As far as putting it together to play, the options range from the very basic to the deluxe. All you really need are the cards, the rules and pen and paper. There is a deluxe version to download that you can produce with tiles and chits to make - just before writing this I saw an offer to produce just such a set from the resident Print and Play maker Andrew Tullsen.

The deluxe set is very nice of course, but couldn't you get by as a lazy PnPer with just pen and paper? Well you could. But the nature of the game is such that a lot of things change and keeping track of that with multiple erasings/crossing out is a pain.

So I took a slightly different approach. The cards are easy enough, as I have discussed before. You can just print directly on card and cut them out carefully. You don't need to be perfect; this is a solo game. But reasonably neat will do.
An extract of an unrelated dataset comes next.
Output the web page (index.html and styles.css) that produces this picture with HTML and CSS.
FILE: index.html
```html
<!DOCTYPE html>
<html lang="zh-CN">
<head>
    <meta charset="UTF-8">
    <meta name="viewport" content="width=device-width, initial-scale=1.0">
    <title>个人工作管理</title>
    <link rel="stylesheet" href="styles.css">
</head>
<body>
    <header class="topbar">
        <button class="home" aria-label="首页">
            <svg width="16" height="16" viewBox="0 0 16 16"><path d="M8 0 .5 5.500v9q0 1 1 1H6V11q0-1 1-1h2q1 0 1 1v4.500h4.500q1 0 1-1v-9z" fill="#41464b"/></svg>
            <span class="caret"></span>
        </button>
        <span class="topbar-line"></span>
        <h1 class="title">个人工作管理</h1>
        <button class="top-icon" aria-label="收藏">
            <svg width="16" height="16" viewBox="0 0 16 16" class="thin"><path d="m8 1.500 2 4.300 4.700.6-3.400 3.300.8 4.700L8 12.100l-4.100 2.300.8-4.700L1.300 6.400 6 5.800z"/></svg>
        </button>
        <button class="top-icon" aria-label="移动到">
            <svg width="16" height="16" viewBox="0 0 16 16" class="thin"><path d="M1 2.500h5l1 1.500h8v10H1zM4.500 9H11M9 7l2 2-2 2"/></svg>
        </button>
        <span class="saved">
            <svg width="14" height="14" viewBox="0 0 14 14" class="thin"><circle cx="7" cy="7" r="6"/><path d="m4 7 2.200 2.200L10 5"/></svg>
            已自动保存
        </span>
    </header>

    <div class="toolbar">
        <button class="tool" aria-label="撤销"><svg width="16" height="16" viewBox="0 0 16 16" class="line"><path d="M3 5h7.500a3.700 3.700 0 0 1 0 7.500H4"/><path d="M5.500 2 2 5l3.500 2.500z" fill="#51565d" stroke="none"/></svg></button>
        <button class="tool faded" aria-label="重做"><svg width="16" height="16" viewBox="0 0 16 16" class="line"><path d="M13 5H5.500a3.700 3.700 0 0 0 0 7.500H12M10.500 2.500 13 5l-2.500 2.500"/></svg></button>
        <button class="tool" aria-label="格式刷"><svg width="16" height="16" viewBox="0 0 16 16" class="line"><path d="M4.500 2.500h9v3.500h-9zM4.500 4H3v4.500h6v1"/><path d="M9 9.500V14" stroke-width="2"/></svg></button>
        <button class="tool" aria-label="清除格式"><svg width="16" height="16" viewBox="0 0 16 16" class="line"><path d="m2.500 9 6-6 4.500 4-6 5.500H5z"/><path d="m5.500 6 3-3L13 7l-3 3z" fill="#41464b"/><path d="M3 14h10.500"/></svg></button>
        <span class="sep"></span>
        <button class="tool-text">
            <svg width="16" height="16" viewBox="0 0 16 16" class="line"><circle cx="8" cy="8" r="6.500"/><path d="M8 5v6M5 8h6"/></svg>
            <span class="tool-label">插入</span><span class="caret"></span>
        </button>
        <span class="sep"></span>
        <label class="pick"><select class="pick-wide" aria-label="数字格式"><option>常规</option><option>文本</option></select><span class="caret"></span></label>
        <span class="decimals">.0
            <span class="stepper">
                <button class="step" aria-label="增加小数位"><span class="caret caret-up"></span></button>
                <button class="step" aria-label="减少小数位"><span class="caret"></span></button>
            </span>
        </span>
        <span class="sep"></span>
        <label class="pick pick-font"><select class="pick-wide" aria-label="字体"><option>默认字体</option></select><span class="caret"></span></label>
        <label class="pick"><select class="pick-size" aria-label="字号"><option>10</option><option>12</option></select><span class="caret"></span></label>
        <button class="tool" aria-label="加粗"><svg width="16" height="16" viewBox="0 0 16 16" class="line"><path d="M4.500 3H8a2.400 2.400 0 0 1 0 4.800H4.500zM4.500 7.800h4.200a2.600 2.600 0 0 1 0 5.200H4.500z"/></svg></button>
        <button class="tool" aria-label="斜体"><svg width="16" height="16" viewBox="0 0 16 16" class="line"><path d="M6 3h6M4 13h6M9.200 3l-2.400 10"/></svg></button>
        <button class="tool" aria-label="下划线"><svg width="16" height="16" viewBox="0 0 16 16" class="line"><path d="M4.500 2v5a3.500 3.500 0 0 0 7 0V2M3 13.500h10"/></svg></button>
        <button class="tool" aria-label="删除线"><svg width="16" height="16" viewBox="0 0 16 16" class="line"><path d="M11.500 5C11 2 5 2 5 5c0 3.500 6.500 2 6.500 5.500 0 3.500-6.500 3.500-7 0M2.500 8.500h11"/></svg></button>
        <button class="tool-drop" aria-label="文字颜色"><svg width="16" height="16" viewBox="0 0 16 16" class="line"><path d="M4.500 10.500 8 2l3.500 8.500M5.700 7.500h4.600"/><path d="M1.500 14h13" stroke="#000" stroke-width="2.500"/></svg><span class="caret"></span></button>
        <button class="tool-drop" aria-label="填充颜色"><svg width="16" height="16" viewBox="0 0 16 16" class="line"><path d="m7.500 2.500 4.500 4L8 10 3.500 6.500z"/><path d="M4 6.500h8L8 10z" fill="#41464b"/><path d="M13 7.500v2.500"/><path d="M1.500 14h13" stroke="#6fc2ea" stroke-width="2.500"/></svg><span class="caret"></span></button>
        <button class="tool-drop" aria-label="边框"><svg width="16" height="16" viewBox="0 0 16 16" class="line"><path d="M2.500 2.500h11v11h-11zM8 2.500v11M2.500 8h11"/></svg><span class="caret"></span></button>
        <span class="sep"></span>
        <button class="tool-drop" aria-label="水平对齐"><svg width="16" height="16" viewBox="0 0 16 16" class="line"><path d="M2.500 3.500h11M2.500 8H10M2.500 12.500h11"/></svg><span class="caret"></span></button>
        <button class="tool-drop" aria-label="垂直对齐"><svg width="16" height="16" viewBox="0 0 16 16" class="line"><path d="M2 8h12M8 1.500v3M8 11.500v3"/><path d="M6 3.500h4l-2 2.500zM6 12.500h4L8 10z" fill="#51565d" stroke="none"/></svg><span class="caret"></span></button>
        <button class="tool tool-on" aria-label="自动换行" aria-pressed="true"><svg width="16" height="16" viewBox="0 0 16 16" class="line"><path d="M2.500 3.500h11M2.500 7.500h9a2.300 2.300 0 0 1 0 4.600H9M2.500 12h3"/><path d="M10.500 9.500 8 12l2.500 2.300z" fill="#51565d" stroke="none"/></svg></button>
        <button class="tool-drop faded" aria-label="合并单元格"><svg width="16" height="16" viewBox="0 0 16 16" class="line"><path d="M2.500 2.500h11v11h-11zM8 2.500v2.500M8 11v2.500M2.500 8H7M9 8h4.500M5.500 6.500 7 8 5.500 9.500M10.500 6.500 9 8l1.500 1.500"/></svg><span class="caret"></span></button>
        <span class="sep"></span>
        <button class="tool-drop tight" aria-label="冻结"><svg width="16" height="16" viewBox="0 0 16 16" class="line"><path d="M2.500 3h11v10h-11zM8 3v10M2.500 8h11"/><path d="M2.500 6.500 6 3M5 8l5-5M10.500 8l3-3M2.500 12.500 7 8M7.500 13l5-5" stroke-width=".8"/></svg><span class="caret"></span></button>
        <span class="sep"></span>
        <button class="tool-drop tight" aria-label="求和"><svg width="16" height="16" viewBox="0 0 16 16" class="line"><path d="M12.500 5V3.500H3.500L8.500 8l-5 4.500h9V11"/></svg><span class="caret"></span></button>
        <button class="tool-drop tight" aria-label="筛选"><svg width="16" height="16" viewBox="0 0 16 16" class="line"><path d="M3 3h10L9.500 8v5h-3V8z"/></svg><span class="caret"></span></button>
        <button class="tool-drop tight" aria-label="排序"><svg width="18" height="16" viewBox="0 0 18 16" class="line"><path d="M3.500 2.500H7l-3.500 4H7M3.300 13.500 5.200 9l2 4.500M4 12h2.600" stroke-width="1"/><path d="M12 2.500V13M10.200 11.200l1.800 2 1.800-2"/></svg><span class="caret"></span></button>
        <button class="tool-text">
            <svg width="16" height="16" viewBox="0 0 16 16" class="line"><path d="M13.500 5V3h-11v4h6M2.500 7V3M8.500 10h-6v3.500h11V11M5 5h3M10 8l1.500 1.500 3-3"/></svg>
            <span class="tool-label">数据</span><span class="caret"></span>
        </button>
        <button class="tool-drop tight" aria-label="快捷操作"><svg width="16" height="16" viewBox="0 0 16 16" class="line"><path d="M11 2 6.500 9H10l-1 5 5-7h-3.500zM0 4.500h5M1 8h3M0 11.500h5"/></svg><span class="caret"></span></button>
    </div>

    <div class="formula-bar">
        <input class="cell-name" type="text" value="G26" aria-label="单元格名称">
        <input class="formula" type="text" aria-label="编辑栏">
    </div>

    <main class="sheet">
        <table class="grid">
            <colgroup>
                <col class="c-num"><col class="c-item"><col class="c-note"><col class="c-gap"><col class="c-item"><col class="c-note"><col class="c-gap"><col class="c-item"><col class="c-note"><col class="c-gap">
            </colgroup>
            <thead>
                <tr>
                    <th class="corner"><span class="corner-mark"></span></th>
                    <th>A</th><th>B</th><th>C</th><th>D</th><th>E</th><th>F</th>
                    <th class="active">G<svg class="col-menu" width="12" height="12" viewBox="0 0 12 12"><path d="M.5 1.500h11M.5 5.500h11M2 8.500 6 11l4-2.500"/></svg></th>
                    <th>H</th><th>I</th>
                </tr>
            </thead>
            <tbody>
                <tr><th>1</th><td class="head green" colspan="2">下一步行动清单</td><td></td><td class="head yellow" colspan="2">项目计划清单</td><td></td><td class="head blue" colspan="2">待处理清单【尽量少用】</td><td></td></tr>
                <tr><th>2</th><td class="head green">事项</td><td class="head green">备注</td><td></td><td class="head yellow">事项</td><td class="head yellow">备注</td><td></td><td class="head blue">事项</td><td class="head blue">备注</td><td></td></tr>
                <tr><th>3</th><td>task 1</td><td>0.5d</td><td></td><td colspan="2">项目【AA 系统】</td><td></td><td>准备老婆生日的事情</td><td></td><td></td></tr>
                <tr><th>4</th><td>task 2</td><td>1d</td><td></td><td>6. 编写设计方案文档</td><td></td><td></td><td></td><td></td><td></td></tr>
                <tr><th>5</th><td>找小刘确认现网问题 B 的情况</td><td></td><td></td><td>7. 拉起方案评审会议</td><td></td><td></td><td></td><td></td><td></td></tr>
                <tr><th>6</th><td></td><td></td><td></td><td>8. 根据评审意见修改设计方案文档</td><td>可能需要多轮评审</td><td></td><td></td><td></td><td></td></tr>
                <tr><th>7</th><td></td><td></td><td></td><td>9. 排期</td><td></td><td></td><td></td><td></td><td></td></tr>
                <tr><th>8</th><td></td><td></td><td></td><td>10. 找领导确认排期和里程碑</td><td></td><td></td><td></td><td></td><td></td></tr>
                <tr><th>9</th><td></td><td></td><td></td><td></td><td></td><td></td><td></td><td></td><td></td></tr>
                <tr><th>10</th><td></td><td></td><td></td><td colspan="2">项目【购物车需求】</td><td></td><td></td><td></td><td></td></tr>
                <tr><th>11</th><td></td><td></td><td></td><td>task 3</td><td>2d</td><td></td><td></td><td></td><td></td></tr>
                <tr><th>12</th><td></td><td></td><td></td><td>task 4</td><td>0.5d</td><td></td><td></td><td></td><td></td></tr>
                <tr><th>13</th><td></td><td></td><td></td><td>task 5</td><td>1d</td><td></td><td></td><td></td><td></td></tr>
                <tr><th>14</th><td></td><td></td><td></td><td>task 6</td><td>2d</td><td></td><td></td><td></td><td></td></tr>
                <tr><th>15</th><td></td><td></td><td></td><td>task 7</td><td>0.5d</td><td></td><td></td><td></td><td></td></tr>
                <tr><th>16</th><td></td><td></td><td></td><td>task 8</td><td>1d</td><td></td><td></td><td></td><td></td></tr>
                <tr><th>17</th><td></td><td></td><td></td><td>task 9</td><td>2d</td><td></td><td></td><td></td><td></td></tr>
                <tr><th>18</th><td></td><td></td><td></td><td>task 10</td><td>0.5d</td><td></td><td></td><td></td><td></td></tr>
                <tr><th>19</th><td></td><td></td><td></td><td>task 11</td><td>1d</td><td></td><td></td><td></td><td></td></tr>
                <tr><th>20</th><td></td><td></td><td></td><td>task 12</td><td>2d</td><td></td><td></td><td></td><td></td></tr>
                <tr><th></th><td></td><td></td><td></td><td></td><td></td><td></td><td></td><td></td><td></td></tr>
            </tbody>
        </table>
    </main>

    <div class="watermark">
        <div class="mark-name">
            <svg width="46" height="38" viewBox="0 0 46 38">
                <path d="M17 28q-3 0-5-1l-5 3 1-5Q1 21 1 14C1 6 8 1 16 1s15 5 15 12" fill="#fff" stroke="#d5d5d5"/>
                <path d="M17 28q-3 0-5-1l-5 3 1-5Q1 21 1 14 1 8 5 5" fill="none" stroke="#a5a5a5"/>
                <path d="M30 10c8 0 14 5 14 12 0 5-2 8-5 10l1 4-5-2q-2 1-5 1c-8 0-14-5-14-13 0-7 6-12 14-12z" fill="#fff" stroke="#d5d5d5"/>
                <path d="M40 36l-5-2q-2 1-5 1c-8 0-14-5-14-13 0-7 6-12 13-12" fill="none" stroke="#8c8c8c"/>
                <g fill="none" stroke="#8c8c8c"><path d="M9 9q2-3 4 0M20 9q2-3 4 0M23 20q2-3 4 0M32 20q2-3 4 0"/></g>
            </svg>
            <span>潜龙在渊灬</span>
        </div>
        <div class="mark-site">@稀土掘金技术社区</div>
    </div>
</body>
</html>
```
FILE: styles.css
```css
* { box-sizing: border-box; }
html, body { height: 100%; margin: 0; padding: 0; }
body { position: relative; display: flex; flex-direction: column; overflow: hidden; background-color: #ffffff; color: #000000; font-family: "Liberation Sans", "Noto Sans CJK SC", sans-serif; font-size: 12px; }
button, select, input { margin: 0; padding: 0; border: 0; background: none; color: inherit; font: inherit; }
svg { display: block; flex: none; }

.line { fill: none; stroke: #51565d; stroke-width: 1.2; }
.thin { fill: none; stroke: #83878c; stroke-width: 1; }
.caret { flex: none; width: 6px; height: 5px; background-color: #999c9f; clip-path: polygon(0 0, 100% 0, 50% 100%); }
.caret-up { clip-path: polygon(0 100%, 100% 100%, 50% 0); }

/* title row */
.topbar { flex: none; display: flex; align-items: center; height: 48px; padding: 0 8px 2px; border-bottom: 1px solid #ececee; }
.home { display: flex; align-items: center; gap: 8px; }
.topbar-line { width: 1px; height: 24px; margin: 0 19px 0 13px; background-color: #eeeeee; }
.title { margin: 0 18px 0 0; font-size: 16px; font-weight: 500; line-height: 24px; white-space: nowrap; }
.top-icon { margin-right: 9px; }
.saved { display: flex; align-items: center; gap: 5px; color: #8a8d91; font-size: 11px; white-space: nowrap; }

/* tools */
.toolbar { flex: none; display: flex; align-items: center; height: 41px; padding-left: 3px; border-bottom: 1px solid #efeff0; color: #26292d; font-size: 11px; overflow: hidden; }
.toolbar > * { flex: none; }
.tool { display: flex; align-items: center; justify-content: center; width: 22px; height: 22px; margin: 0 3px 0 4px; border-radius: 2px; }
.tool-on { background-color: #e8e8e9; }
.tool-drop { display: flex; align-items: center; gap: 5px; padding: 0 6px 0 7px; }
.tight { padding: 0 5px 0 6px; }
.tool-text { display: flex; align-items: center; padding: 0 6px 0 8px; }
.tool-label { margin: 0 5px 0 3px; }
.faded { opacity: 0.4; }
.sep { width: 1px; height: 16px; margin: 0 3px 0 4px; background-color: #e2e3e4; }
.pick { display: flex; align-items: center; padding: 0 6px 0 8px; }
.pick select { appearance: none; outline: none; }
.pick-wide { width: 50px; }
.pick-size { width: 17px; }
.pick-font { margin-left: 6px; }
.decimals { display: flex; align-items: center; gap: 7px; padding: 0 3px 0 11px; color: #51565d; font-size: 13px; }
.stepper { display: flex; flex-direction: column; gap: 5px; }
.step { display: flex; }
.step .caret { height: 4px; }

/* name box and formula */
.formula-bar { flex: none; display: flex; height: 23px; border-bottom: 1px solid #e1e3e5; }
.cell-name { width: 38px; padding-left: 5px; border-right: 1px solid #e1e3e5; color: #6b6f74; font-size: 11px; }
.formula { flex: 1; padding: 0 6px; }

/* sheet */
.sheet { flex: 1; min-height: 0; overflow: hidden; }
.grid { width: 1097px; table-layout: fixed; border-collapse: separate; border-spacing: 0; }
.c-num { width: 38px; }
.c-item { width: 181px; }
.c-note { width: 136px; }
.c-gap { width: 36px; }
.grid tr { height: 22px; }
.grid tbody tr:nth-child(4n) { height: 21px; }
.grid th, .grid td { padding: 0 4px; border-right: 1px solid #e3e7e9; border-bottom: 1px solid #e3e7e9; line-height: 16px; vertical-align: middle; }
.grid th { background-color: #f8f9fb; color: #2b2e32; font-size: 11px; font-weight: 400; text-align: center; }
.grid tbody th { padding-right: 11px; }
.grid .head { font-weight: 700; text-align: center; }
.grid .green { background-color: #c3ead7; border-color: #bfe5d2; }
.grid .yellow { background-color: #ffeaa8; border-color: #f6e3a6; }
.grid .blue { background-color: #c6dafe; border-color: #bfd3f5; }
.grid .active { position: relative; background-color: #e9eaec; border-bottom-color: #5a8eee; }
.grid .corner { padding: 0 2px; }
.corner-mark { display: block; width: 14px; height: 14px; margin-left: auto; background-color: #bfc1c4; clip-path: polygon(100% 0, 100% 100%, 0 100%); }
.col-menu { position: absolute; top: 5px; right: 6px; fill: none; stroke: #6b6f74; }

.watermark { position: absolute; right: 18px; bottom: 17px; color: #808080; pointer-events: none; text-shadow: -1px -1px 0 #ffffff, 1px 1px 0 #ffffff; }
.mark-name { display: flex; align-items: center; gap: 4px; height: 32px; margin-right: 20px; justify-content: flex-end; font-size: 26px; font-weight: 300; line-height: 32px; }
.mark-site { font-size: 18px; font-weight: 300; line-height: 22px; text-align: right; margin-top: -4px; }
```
Or what I do is to print on paper, cut out roughly and slip that paper into a card sleeve reinforced with a spare CCG card.

The map is easy, as you can just draw the map you want on a sheet of letter paper, marking each numbered region and where the Frontier and Sea begin and end. The basic map doesn't change, though you can change it for each game. So if you liked that one, use it again and if not, you can just draw a new one.

There are a number of resources to keep track of in the game though: mountains, volcanoes, forests, farms, deserts, etc. Plus your tribes. Most of these can change with horrifying suddenness so it is far better for game play if you ise a token of some kind. The deluxe version uses chits that you print out but that really isn't necessary. My way is to use meeples for the tribes and colored cubes for almost everything else. Actually I found that the game Glen More had a perfect set of items: gray for stone, green for wood, yellow for desert, brown for farm - not to mention a good supply of meeples. But depending on what you have, you can raid your copy of Agricola and grab wood and stone from there, plus sheep or wheat for the farms. Just pick a system and use it.


A mid-game position from a game I played using the SE US as the basis for my map, showing most of the various components I used

For the more major occurences such as volcanoes and earthquakes, if I am using the map only once then I will add the fault line directly on the map - it is a permanent change. For the volcano I usually just use something like a 4-sided die. A red cube would work too.

For the Cities (a vital component) a simple 6-sided die works very well, with its current AV as the number on the die.

All of these factors combine to make playing Pocket Civ very simple, which means you can get on with trying to master it. Or at least get a better score than last time.